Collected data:
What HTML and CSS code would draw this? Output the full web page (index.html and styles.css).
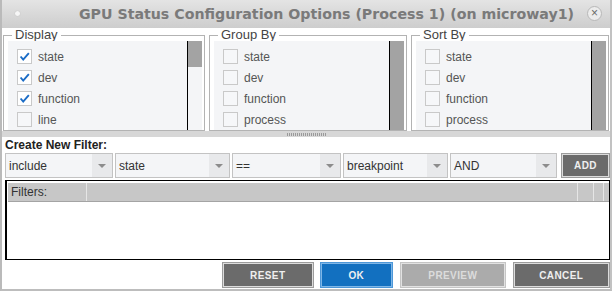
FILE: index.html
```html
<!DOCTYPE html>
<html lang="en">

<head>
    <meta charset="UTF-8">
    <title>GPU Status Configuration Options</title>
    <link rel="stylesheet" href="styles.css">
</head>

<body>
    <div class="window">
        <div class="titlebar">
            <span class="title-dot"></span>
            <span class="title-text">GPU Status Configuration Options (Process 1) (on microway1)</span>
            <span class="title-close">&times;</span>
        </div>

        <div class="groups">
            <fieldset class="group">
                <legend>Display</legend>
                <div class="panel">
                    <ul class="opts">
                        <li><span class="box checked"><svg viewBox="0 0 15 15"><path d="M3 7.5 L6 11 L12.5 3.5" /></svg></span>state</li>
                        <li><span class="box checked"><svg viewBox="0 0 15 15"><path d="M3 7.5 L6 11 L12.5 3.5" /></svg></span>dev</li>
                        <li><span class="box checked"><svg viewBox="0 0 15 15"><path d="M3 7.5 L6 11 L12.5 3.5" /></svg></span>function</li>
                        <li><span class="box"></span>line</li>
                    </ul>
                    <div class="scroll"><div class="thumb short"></div></div>
                </div>
            </fieldset>
            <fieldset class="group">
                <legend>Group By</legend>
                <div class="panel">
                    <ul class="opts">
                        <li><span class="box"></span>state</li>
                        <li><span class="box"></span>dev</li>
                        <li><span class="box"></span>function</li>
                        <li><span class="box"></span>process</li>
                    </ul>
                    <div class="scroll"><div class="thumb"></div></div>
                </div>
            </fieldset>
            <fieldset class="group">
                <legend>Sort By</legend>
                <div class="panel">
                    <ul class="opts">
                        <li><span class="box"></span>state</li>
                        <li><span class="box"></span>dev</li>
                        <li><span class="box"></span>function</li>
                        <li><span class="box"></span>process</li>
                    </ul>
                    <div class="scroll"><div class="thumb"></div></div>
                </div>
            </fieldset>
        </div>

        <div class="splitter"><span class="grip"></span></div>

        <div class="filter-label">Create New Filter:</div>
        <div class="filter-row">
            <div class="combo w-include"><span>include</span><i class="arrow"></i></div>
            <div class="combo w-state"><span>state</span><i class="arrow"></i></div>
            <div class="combo w-op"><span>==</span><i class="arrow"></i></div>
            <div class="combo w-value"><span>breakpoint</span><i class="arrow"></i></div>
            <div class="combo w-join"><span>AND</span><i class="arrow"></i></div>
            <button class="btn dark btn-add">ADD</button>
        </div>

        <div class="filters">
            <div class="filters-head">
                <div class="col first">Filters:</div>
                <div class="col fill"></div>
                <div class="col c1"></div>
                <div class="col c2"></div>
                <div class="col c3"></div>
            </div>
        </div>

        <div class="actions">
            <button class="btn dark btn-reset">RESET</button>
            <button class="btn blue btn-ok">OK</button>
            <button class="btn light btn-preview">PREVIEW</button>
            <button class="btn dark btn-cancel">CANCEL</button>
        </div>
    </div>
</body>

</html>
```

FILE: styles.css
```css
body {
    margin: 0;
    background-color: #ffffff;
    font-family: "Liberation Sans", Arial, sans-serif;
}

.window {
    width: 612px;
    height: 291px;
    box-sizing: border-box;
    border-left: 2px solid #bababa;
    border-right: 2px solid #c2c2c2;
    border-bottom: 2px solid #bdbdbd;
    background-color: #ffffff;
    overflow: hidden;
    display: flex;
    flex-direction: column;
}

/* title bar */
.titlebar {
    height: 28px;
    flex: none;
    display: flex;
    align-items: center;
    background: linear-gradient(#e4e4e4, #cdcdcd);
    padding: 0 8px 0 13px;
}

.title-dot {
    width: 5px;
    height: 5px;
    border-radius: 50%;
    background-color: #f6f6f6;
    box-shadow: 0 0 1px #aaa;
    margin-top: -2px;
}

.title-text {
    flex: 1;
    text-align: center;
    font-family: "DejaVu Sans", sans-serif;
    font-weight: bold;
    font-size: 14.2px;
    color: #7a7a7a;
    padding-left: 46px;
    margin-top: -1px;
    white-space: nowrap;
}

.title-close {
    width: 13px;
    height: 13px;
    border-radius: 50%;
    border: 1px solid #b8b8b8;
    background-color: #ececec;
    color: #6a6a6a;
    font-size: 12px;
    line-height: 12px;
    text-align: center;
    margin-top: -2px;
}

/* option groups */
.groups {
    display: grid;
    grid-template-columns: 202px 198px 198px;
    column-gap: 4px;
    margin: 1px 0 0 1px;
    height: 102px;
}

.group {
    margin: 0;
    padding: 0 2px 0 4px;
    border: 1px solid #b3b3b3;
    min-width: 0;
    display: flex;
}

.group legend {
    margin-left: 4px;
    padding: 0 3px;
    font-size: 13px;
    line-height: 12px;
    color: #444;
}

.panel {
    flex: 1;
    display: flex;
    background-color: #f4f5f7;
    overflow: hidden;
}

.opts {
    list-style: none;
    margin: 0;
    padding: 5px 0 0 9px;
    flex: 1;
}

.opts li {
    height: 21px;
    display: flex;
    align-items: center;
    font-size: 12px;
    color: #555;
}

.box {
    width: 13px;
    height: 13px;
    border: 1px solid #c9c9c9;
    background-color: #f6f7f9;
    margin-right: 6px;
    display: flex;
}

.box.checked {
    background-color: #ffffff;
}

.box svg {
    width: 13px;
    height: 13px;
}

.box svg path {
    fill: none;
    stroke: #1b6cc6;
    stroke-width: 2.2;
}

.scroll {
    width: 14px;
    border-left: 1px solid #000;
    flex: none;
}

.thumb {
    height: 100%;
    background-color: #a3a3a3;
}

.thumb.short {
    height: 26px;
}

/* splitter */
.splitter {
    height: 6px;
    flex: none;
    background-color: #d7d7d7;
    display: flex;
    justify-content: center;
    align-items: center;
}

.grip {
    width: 40px;
    height: 3px;
    margin-left: 2px;
    background: repeating-linear-gradient(90deg, #9a9a9a 0 1px, transparent 1px 2px);
}

/* create filter */
.filter-label {
    height: 16px;
    line-height: 17px;
    padding-left: 3px;
    font-size: 12px;
    font-weight: bold;
    color: #222;
}

.filter-row {
    display: flex;
    gap: 2px;
    padding-left: 3px;
    height: 25px;
    margin-top: 0;
}

.combo {
    box-sizing: border-box;
    height: 25px;
    border: 1px solid #c3c3c3;
    background-color: #f4f5f7;
    display: flex;
    align-items: center;
    font-size: 12px;
    color: #333;
}

.combo span {
    flex: 1;
    padding-left: 3px;
}

.arrow {
    width: 20px;
    height: 100%;
    background-color: #e8e9eb;
    display: flex;
    justify-content: center;
    align-items: center;
}

.arrow::after {
    content: "";
    border-left: 4px solid transparent;
    border-right: 4px solid transparent;
    border-top: 4px solid #8c8c8c;
}

.w-include { width: 108px; }
.w-state { width: 115px; }
.w-op { width: 109px; }
.w-value { width: 105px; }
.w-join { width: 107px; }

/* buttons */
.btn {
    box-sizing: border-box;
    height: 26px;
    margin: 0;
    padding: 0;
    border: 1px solid #9c9c9c;
    box-shadow: inset 0 0 0 1px #dcdcdc;
    font-family: "Liberation Sans", Arial, sans-serif;
    font-size: 10px;
    font-weight: bold;
    letter-spacing: 0.4px;
    color: #efefef;
}

.btn.dark {
    background-color: #6b6b6b;
}

.btn.blue {
    background-color: #1270c0;
    border-color: #4d97d8;
    box-shadow: inset 0 0 0 1px #7fb6e6;
}

.btn.light {
    background-color: #ababab;
    border-color: #c5c5c5;
    box-shadow: inset 0 0 0 1px #e2e2e2;
    color: #dcdcdc;
}

.btn-add {
    width: 49px;
    height: 25px;
    margin-left: 2px;
}

/* filters table */
.filters {
    margin: 2px 0 0 3px;
    height: 80px;
    box-sizing: border-box;
    border: 1px solid #000;
    border-left-width: 2px;
    padding: 2px 0 0 1px;
    flex: none;
}

.filters-head {
    height: 19px;
    box-sizing: border-box;
    display: flex;
    background-color: #c7c7c7;
    border-bottom: 1px solid #a4a4a4;
}

.filters-head .col {
    border-right: 1px solid #e6e6e6;
    font-size: 12px;
    color: #333;
    line-height: 18px;
}

.filters-head .first {
    padding-left: 3px;
    box-sizing: border-box;
    width: 79px;
}

.filters-head .fill { flex: 1; }
.filters-head .c1 { width: 15px; }
.filters-head .c2 { width: 9px; }
.filters-head .c3 { width: 5px; border-right: none; }

.actions {
    display: flex;
    gap: 6px;
    padding-left: 220px;
    margin-top: 2px;
}

.btn-reset { width: 92px; }
.btn-ok { width: 74px; }
.btn-preview { width: 106px; margin-left: 1px; }
.btn-cancel { width: 98px; margin-left: 1px; }
```
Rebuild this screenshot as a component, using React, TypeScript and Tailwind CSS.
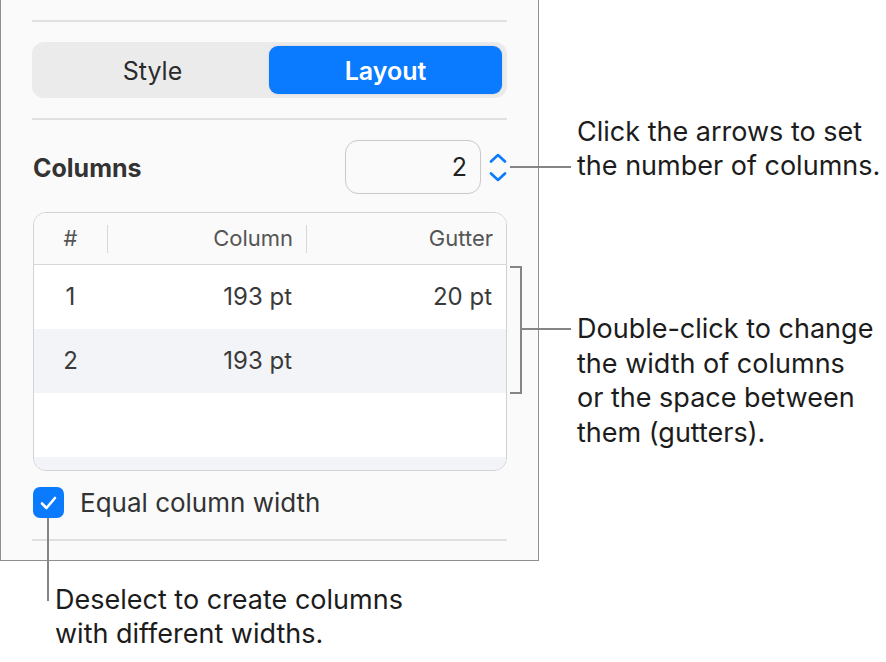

Given instruction
Go through the data and gather every line that holds "index".

Expected answer
What HTML and CSS code would draw this? Output the full web page (index.html and styles.css).
FILE: index.html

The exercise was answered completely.